In the 2022 season, Soto continued his role as the primary closer for the Tigers. On July 10, Soto was selected to represent the Tigers at the 2022 All-Star Game, his second consecutive All-Star selection. At the time of the selection, Soto had 17 saves in 19 opportunities, with a 2.67 ERA and 31 strikeouts in 30 1/3 innings. In the All-Star game, Soto came to the mound with two outs in the bottom of the seventh inning. After walking Ian Happ, Soto coaxed a ground ball from 2022 Home Run Derby champ Juan Soto for an inning-ending force out. Soto pitched 64 games in 2022, compiling 30 saves, a 3.28 ERA and 60 strikeouts in 60 1/3 innings.

===Philadelphia Phillies===
On January 7, 2023, the Tigers traded Soto and Kody Clemens to the Philadelphia Phillies in exchange for outfielder Matt Vierling, infielder Nick Maton, and catcher Donny Sands. On January 13, Soto agreed to a one-year, $3.9 million contract with the Phillies, avoiding salary arbitration. He made 69 appearances out of the bullpen for the Phillies, compiling a 4.62 ERA with 65 strikeouts and 3 saves across 60 1/3 innings pitched.

Soto made 43 appearances for Philadelphia in 2024, recording a 4.08 ERA with 44 strikeouts and 2 saves across 35 1/3 innings pitched.

=== Baltimore Orioles ===
On July 30, 2024, the Phillies traded Soto to the Baltimore Orioles for minor league pitchers Seth Johnson and Moisés Chace.

Despite pitching to a 5.09 ERA with the Orioles, due to giving up eight earned runs in his first three appearances, Soto allowed just two earned runs in his final 16 1/3 innings pitched (1.10 ERA), holding batters to a .190 average while collecting 20 strikeouts. He made the Orioles AL Wild Card roster, appearing in one game as the O's lost the series to the Kansas City Royals 2–0.

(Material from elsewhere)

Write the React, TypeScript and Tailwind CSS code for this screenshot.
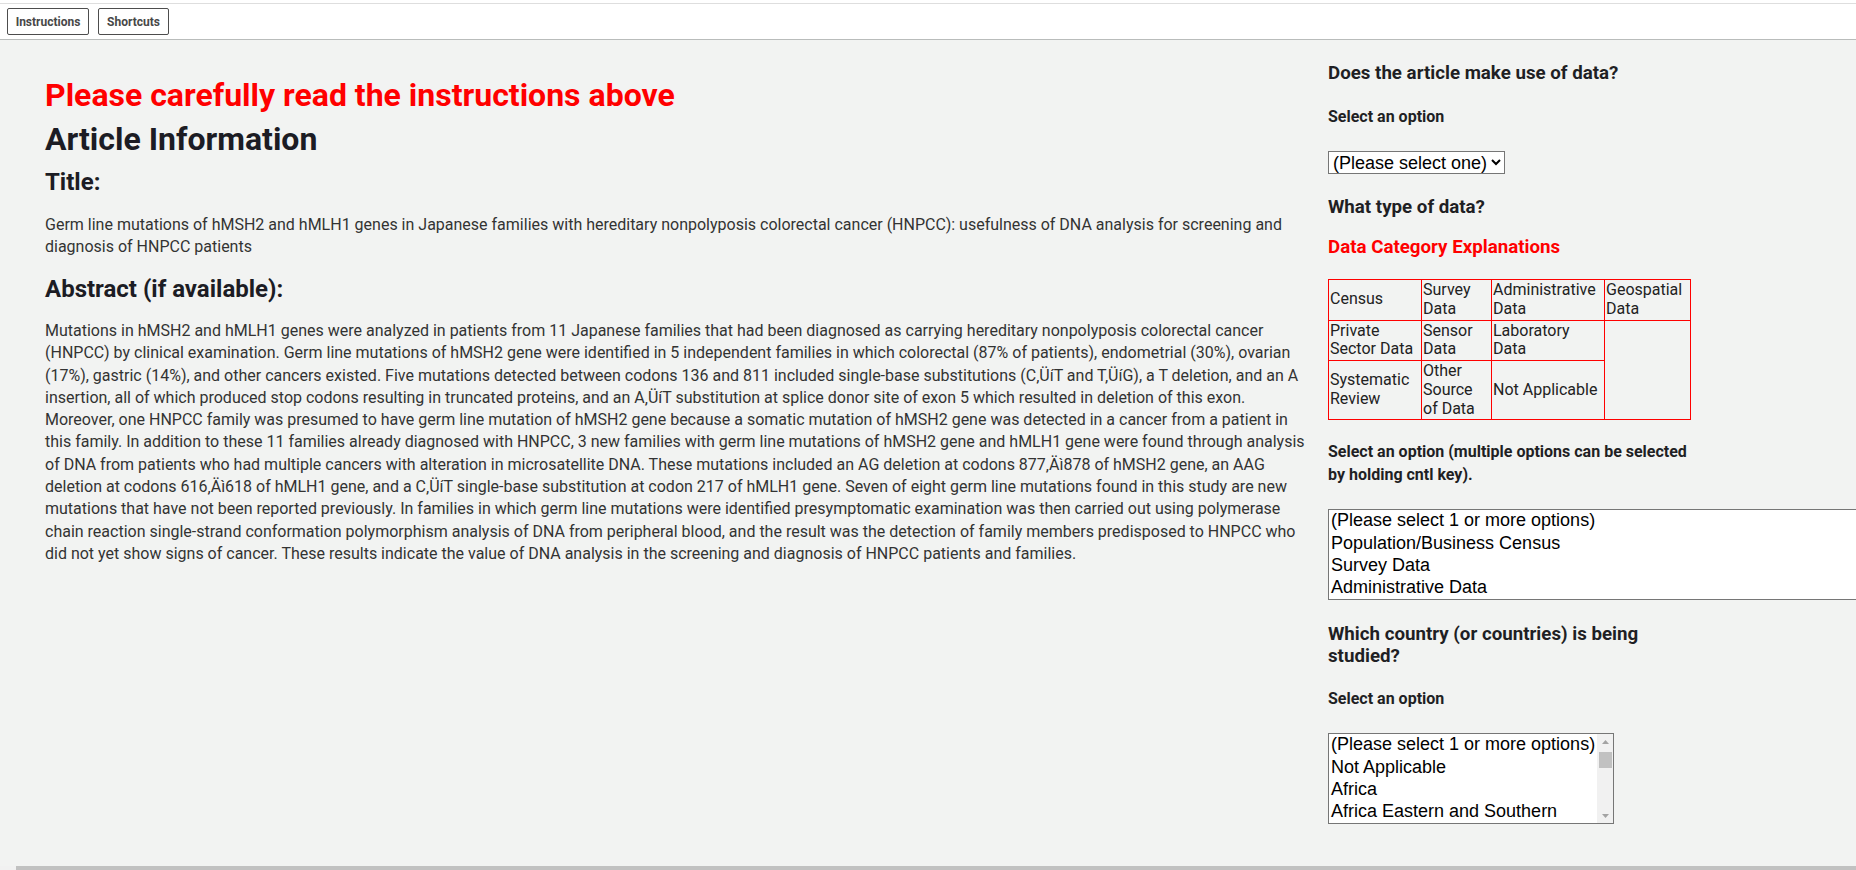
import React from 'react';

const abstractText =
  'Mutations in hMSH2 and hMLH1 genes were analyzed in patients from 11 Japanese families that had been diagnosed as carrying hereditary nonpolyposis colorectal cancer (HNPCC) by clinical examination. Germ line mutations of hMSH2 gene were identified in 5 independent families in which colorectal (87% of patients), endometrial (30%), ovarian (17%), gastric (14%), and other cancers existed. Five mutations detected between codons 136 and 811 included single-base substitutions (C\u201AÜíT and T\u201AÜíG), a T deletion, and an A insertion, all of which produced stop codons resulting in truncated proteins, and an A\u201AÜíT substitution at splice donor site of exon 5 which resulted in deletion of this exon. Moreover, one HNPCC family was presumed to have germ line mutation of hMSH2 gene because a somatic mutation of hMSH2 gene was detected in a cancer from a patient in this family. In addition to these 11 families already diagnosed with HNPCC, 3 new families with germ line mutations of hMSH2 gene and hMLH1 gene were found through analysis of DNA from patients who had multiple cancers with alteration in microsatellite DNA. These mutations included an AG deletion at codons 877\u201AÄì878 of hMSH2 gene, an AAG deletion at codons 616\u201AÄì618 of hMLH1 gene, and a C\u201AÜíT single-base substitution at codon 217 of hMLH1 gene. Seven of eight germ line mutations found in this study are new mutations that have not been reported previously. In families in which germ line mutations were identified presymptomatic examination was then carried out using polymerase chain reaction single-strand conformation polymorphism analysis of DNA from peripheral blood, and the result was the detection of family members predisposed to HNPCC who did not yet show signs of cancer. These results indicate the value of DNA analysis in the screening and diagnosis of HNPCC patients and families.';

// only the rows visible in the 4-row list boxes
const dataTypes = ['(Please select 1 or more options)', 'Population/Business Census', 'Survey Data', 'Administrative Data'];

const countries = ['(Please select 1 or more options)', 'Not Applicable', 'Africa', 'Africa Eastern and Southern'];

function Arrow({ up }: { up?: boolean }) {
  return (
    <svg width="7" height="4" viewBox="0 0 7 4">
      <path d={up ? 'M0 4 L3.5 0 L7 4 Z' : 'M0 0 L3.5 4 L7 0 Z'} fill="#a3a3a3" />
    </svg>
  );
}

function ListBox({ options, scroll, className }: { options: string[]; scroll?: boolean; className: string }) {
  return (
    <div className={`flex h-[91px] overflow-hidden border border-[#767676] bg-white font-['Liberation_Sans',Arial,sans-serif] text-[18px] text-black ${className}`}>
      <div className="flex-1">
        {options.map((o) => (
          <div key={o} className="whitespace-nowrap px-[2px] pb-px leading-[21.4px]">
            {o}
          </div>
        ))}
      </div>
      {scroll && (
        <div className="flex w-[16px] shrink-0 flex-col bg-[#f1f1f1]">
          <div className="flex h-[15px] items-center justify-center">
            <Arrow up />
          </div>
          <div className="mx-[1.5px] mt-[3px] h-[16px] bg-[#c1c1c1]" />
          <div className="flex-1" />
          <div className="flex h-[15px] items-center justify-center">
            <Arrow />
          </div>
        </div>
      )}
    </div>
  );
}

export default function App() {
  return (
    <div className="flex h-screen flex-col overflow-hidden bg-[#f2f3f2] font-['Roboto',sans-serif]">
      {/* top bar */}
      <header className="bg-white pt-[3px]">
        <div className="flex gap-[9px] border-t border-b border-t-[#dedede] border-b-[#b9bcbb] py-[4px] pl-[7px]">
          <button className="h-[27px] w-[82px] rounded-[2px] border border-[#4d4d4d] bg-white text-[12px] font-bold text-[#474747]">
            Instructions
          </button>
          <button className="h-[27px] w-[71px] rounded-[2px] border border-[#4d4d4d] bg-white text-[12px] font-bold text-[#474747]">
            Shortcuts
          </button>
        </div>
      </header>

      <main className="flex min-h-0 flex-1">
        {/* article */}
        <div className="w-[1308px] shrink-0 pl-[45px]">
          <h1 className="mt-[36px] text-[32px] leading-[38px] font-bold text-[#ff0000]">
            Please carefully read the instructions above
          </h1>
          <h1 className="mt-[6px] text-[32px] leading-[38px] font-bold text-[#1c1c24]">Article Information</h1>
          <h2 className="mt-[10px] text-[24px] leading-[28px] font-bold text-[#1c1c24]">Title:</h2>
          <p className="mt-[18px] text-[16px] leading-[22px] text-[#333]">
            Germ line mutations of hMSH2 and hMLH1 genes in Japanese families with hereditary nonpolyposis colorectal
            cancer (HNPCC): usefulness of DNA analysis for screening and diagnosis of HNPCC patients
          </p>
          <h2 className="mt-[17px] text-[24px] leading-[28px] font-bold text-[#1c1c24]">Abstract (if available):</h2>
          <p className="mt-[17px] text-[16px] leading-[22.3px] text-[#333]">{abstractText}</p>
        </div>

        {/* questions */}
        <div className="ml-[20px] flex w-[372px] shrink-0 flex-col pt-[22px] text-[#1f1f24]">
          <h3 className="text-[18.72px] leading-[22px] font-bold">Does the article make use of data?</h3>
          <p className="mt-[22px] text-[16px] leading-[22px] font-bold">Select an option</p>
          <select className="mt-[23px] h-[23px] w-[177px] border border-[#767676] bg-white font-['Liberation_Sans',Arial,sans-serif] text-[18px] text-black">
            <option>(Please select one)</option>
            <option>Yes</option>
            <option>No</option>
          </select>
          <h3 className="mt-[22px] text-[18.72px] leading-[22px] font-bold">What type of data?</h3>
          <h3 className="mt-[18px] text-[18.72px] leading-[22px] font-bold text-[#ff0000]">Data Category Explanations</h3>

          <table className="mt-[21px] w-[362px] table-fixed border-collapse text-[16px] leading-[18.75px] text-[#222]">
            <colgroup>
              <col className="w-[93px]" />
              <col className="w-[70px]" />
              <col className="w-[113px]" />
              <col className="w-[86px]" />
            </colgroup>
            <tbody>
              <tr>
                <td className="border border-[#ff0000] p-px">Census</td>
                <td className="border border-[#ff0000] p-px">Survey Data</td>
                <td className="border border-[#ff0000] p-px">Administrative Data</td>
                <td className="border border-[#ff0000] p-px">Geospatial Data</td>
              </tr>
              <tr>
                <td className="border border-[#ff0000] p-px">Private Sector Data</td>
                <td className="border border-[#ff0000] p-px">Sensor Data</td>
                <td className="border border-[#ff0000] p-px">Laboratory Data</td>
                <td rowSpan={2} className="border border-[#ff0000] p-px"></td>
              </tr>
              <tr>
                <td className="border border-[#ff0000] p-px">Systematic Review</td>
                <td className="border border-[#ff0000] p-px">Other Source of Data</td>
                <td className="border border-[#ff0000] p-px whitespace-nowrap">Not Applicable</td>
              </tr>
            </tbody>
          </table>

          <p className="mt-[21px] text-[16px] leading-[22.5px] font-bold">
            Select an option (multiple options can be selected by holding cntl key).
          </p>
          <ListBox options={dataTypes} className="mt-[23px] w-[640px] shrink-0" />

          <h3 className="mt-[23px] text-[18.72px] leading-[22px] font-bold">
            Which country (or countries) is being studied?
          </h3>
          <p className="mt-[21px] text-[16px] leading-[22px] font-bold">Select an option</p>
          <ListBox options={countries} scroll className="mt-[23px] w-[286px]" />
        </div>
      </main>

      {/* window scrollbar */}
      <div className="flex h-[4px] shrink-0 bg-[#f1f1f1]">
        <div className="ml-[16px] flex-1 bg-[#c1c1c1]" />
      </div>
    </div>
  );
}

Across 45 games for Baltimore in 2025, Soto posted a 3.96 ERA and 44 strikeouts across 36 1/3 innings pitched.

=== New York Mets ===
On July 25, 2025, the Orioles traded Soto to the New York Mets for minor league pitchers Wellington Aracena and Cameron Foster. In 25 appearances for New York, Soto compiled a 1–3 record and 4.50 ERA with 26 strikeouts over 24 innings of work.

===Pittsburgh Pirates===
On December 16, 2025, Soto signed a one-year, $7.75 million contract with the Pittsburgh Pirates.

==Pitch selection==
Soto is mainly a two-pitch pitcher. He throws a sinking two-seam fastball in the 94–99 mph range, topping out at 101 mph, and a slider in the 86–93 mph, topping out at 93 mph. He also throws an occasional four-seam fastball that averages 96–99 mph.